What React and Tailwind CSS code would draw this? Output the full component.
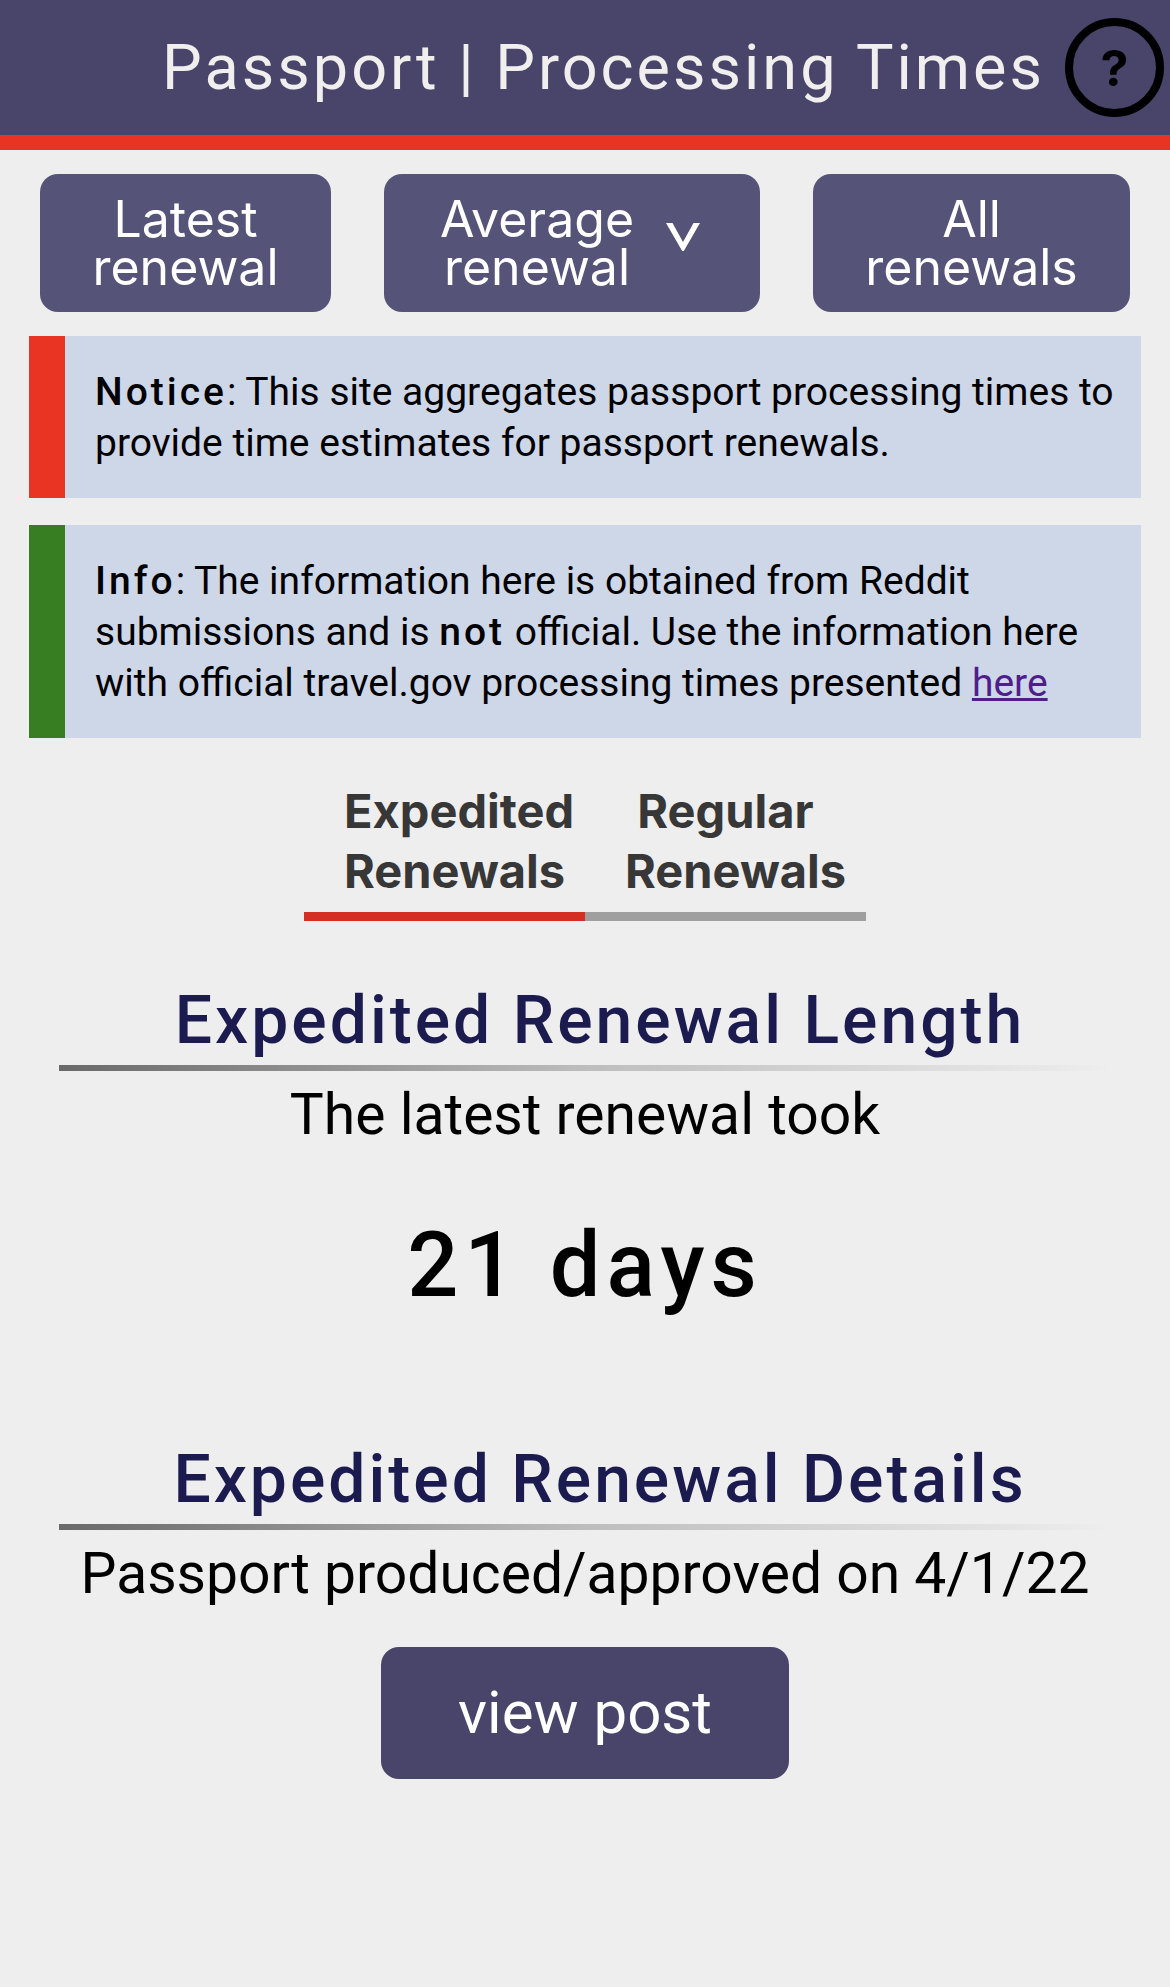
function NavButton({ children }) {
  return (
    <button
      type="button"
      className="flex h-[138px] items-center justify-center gap-8 rounded-[18px] bg-[#565378] font-['Inter',sans-serif] text-[50px] leading-[48px] text-white"
    >
      {children}
    </button>
  );
}

function Notice({ accent, children }) {
  return (
    <p className={`border-l-[36px] bg-[#ced7e8] pt-[31px] pr-4 pb-[29px] pl-[30px] text-[39px] leading-[51px] ${accent}`}>
      {children}
    </p>
  );
}

function Strong({ children }) {
  return <strong className="font-medium tracking-[3px]">{children}</strong>;
}

function Tab({ selected, children }) {
  return (
    <button
      type="button"
      role="tab"
      aria-selected={selected}
      className={`w-[281px] border-b-9 px-10 pt-3 pb-[11px] text-center font-['Inter',sans-serif] text-[47px] leading-[60px] font-bold text-[#373737] ${
        selected ? "border-[#d32f22]" : "border-[#9f9f9f]"
      }`}
    >
      {children}
    </button>
  );
}

function SectionHeading({ children }) {
  return (
    <>
      <h2 className="pl-[30px] text-center text-[66px] leading-[88px] font-medium tracking-[3px] text-[#1c1b4f]">
        {children}
      </h2>
      <div className="h-[6px] bg-linear-to-r from-[#696969] via-[#bdbdbd] to-[#eeeeee]" />
    </>
  );
}

export default function App() {
  return (
    <div className="min-h-screen bg-[#eeeeee] font-['Roboto',sans-serif] text-black">
      <header className="flex h-[150px] items-center justify-end gap-5 border-b-15 border-[#e93323] bg-[#48446a] pr-[6px]">
        <h1 className="text-[63px] leading-[80px] font-normal tracking-[3px] whitespace-nowrap text-[#f1eeee]">
          Passport | Processing Times
        </h1>
        <button
          type="button"
          aria-label="Help"
          className="flex size-[99px] shrink-0 items-center justify-center rounded-full border-8 border-black font-['Inter',sans-serif] text-[50px] leading-[60px] font-bold"
        >
          ?
        </button>
      </header>

      <nav className="grid grid-cols-[291fr_376fr_317fr] gap-[53px] px-10 pt-6">
        <NavButton>
          <span>
            Latest
            <br />
            renewal
          </span>
        </NavButton>
        <NavButton>
          <span>
            Average
            <br />
            renewal
          </span>
          <svg viewBox="0 0 34 28" className="mr-1 mb-3 h-[28px] w-[34px] shrink-0" fill="currentColor" aria-hidden="true">
            <path d="M0 0h6.500L17 19 27.500 0H34L17.800 28h-1.600z" />
          </svg>
        </NavButton>
        <NavButton>
          <span>
            All
            <br />
            renewals
          </span>
        </NavButton>
      </nav>

      <section className="flex flex-col gap-[27px] px-[29px] pt-6">
        <Notice accent="border-[#e93323]">
          <Strong>Notice</Strong>: This site aggregates passport processing times to provide time estimates for
          passport renewals.
        </Notice>
        <Notice accent="border-[#377e22]">
          <Strong>Info</Strong>: The information here is obtained from Reddit submissions and is{" "}
          <Strong>not</Strong> official. Use the information here with official travel.gov processing times
          presented{" "}
          <a href="#official" className="text-[#4f1d8c] underline">
            here
          </a>
        </Notice>
      </section>

      <div role="tablist" className="mt-[31px] flex justify-center">
        <Tab selected>Expedited Renewals</Tab>
        <Tab selected={false}>Regular Renewals</Tab>
      </div>

      <main className="px-[59px] pt-14 pb-16 text-center text-[57px] leading-[88px]">
        <section>
          <SectionHeading>Expedited Renewal Length</SectionHeading>
          <p>The latest renewal took</p>
          <p className="mt-[53px] text-[90px] leading-[108px] font-medium tracking-[6px]">21 days</p>
        </section>
        <section className="mt-[116px]">
          <SectionHeading>Expedited Renewal Details</SectionHeading>
          <p>Passport produced/approved on 4/1/22</p>
          <a
            href="#post"
            className="mt-[29px] inline-flex h-[132px] items-center rounded-[18px] bg-[#48446a] px-[77px] text-[60px] text-white"
          >
            view post
          </a>
        </section>
      </main>
    </div>
  );
}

----------

Instruction >>
Output a faithful copy of the data, with each picture left out.

Answer for this exercise >>
What React and Tailwind CSS code would draw this? Output the full component.
function NavButton({ children }) {
  return (
    <button
      type="button"
      className="flex h-[138px] items-center justify-center gap-8 rounded-[18px] bg-[#565378] font-['Inter',sans-serif] text-[50px] leading-[48px] text-white"
    >
      {children}
    </button>
  );
}

function Notice({ accent, children }) {
  return (
    <p className={`border-l-[36px] bg-[#ced7e8] pt-[31px] pr-4 pb-[29px] pl-[30px] text-[39px] leading-[51px] ${accent}`}>
      {children}
    </p>
  );
}

function Strong({ children }) {
  return <strong className="font-medium tracking-[3px]">{children}</strong>;
}

function Tab({ selected, children }) {
  return (
    <button
      type="button"
      role="tab"
      aria-selected={selected}
      className={`w-[281px] border-b-9 px-10 pt-3 pb-[11px] text-center font-['Inter',sans-serif] text-[47px] leading-[60px] font-bold text-[#373737] ${
        selected ? "border-[#d32f22]" : "border-[#9f9f9f]"
      }`}
    >
      {children}
    </button>
  );
}

function SectionHeading({ children }) {
  return (
    <>
      <h2 className="pl-[30px] text-center text-[66px] leading-[88px] font-medium tracking-[3px] text-[#1c1b4f]">
        {children}
      </h2>
      <div className="h-[6px] bg-linear-to-r from-[#696969] via-[#bdbdbd] to-[#eeeeee]" />
    </>
  );
}

export default function App() {
  return (
    <div className="min-h-screen bg-[#eeeeee] font-['Roboto',sans-serif] text-black">
      <header className="flex h-[150px] items-center justify-end gap-5 border-b-15 border-[#e93323] bg-[#48446a] pr-[6px]">
        <h1 className="text-[63px] leading-[80px] font-normal tracking-[3px] whitespace-nowrap text-[#f1eeee]">
          Passport | Processing Times
        </h1>
        <button
          type="button"
          aria-label="Help"
          className="flex size-[99px] shrink-0 items-center justify-center rounded-full border-8 border-black font-['Inter',sans-serif] text-[50px] leading-[60px] font-bold"
        >
          ?
        </button>
      </header>

      <nav className="grid grid-cols-[291fr_376fr_317fr] gap-[53px] px-10 pt-6">
        <NavButton>
          <span>
            Latest
            <br />
            renewal
          </span>
        </NavButton>
        <NavButton>
          <span>
            Average
            <br />
            renewal
          </span>
          <svg viewBox="0 0 34 28" className="mr-1 mb-3 h-[28px] w-[34px] shrink-0" fill="currentColor" aria-hidden="true">
            <path d="M0 0h6.500L17 19 27.500 0H34L17.800 28h-1.600z" />
          </svg>
        </NavButton>
        <NavButton>
          <span>
            All
            <br />
            renewals
          </span>
        </NavButton>
      </nav>

      <section className="flex flex-col gap-[27px] px-[29px] pt-6">
        <Notice accent="border-[#e93323]">
          <Strong>Notice</Strong>: This site aggregates passport processing times to provide time estimates for
          passport renewals.
        </Notice>
        <Notice accent="border-[#377e22]">
          <Strong>Info</Strong>: The information here is obtained from Reddit submissions and is{" "}
          <Strong>not</Strong> official. Use the information here with official travel.gov processing times
          presented{" "}
          <a href="#official" className="text-[#4f1d8c] underline">
            here
          </a>
        </Notice>
      </section>

      <div role="tablist" className="mt-[31px] flex justify-center">
        <Tab selected>Expedited Renewals</Tab>
        <Tab selected={false}>Regular Renewals</Tab>
      </div>

      <main className="px-[59px] pt-14 pb-16 text-center text-[57px] leading-[88px]">
        <section>
          <SectionHeading>Expedited Renewal Length</SectionHeading>
          <p>The latest renewal took</p>
          <p className="mt-[53px] text-[90px] leading-[108px] font-medium tracking-[6px]">21 days</p>
        </section>
        <section className="mt-[116px]">
          <SectionHeading>Expedited Renewal Details</SectionHeading>
          <p>Passport produced/approved on 4/1/22</p>
          <a
            href="#post"
            className="mt-[29px] inline-flex h-[132px] items-center rounded-[18px] bg-[#48446a] px-[77px] text-[60px] text-white"
          >
            view post
          </a>
        </section>
      </main>
    </div>
  );
}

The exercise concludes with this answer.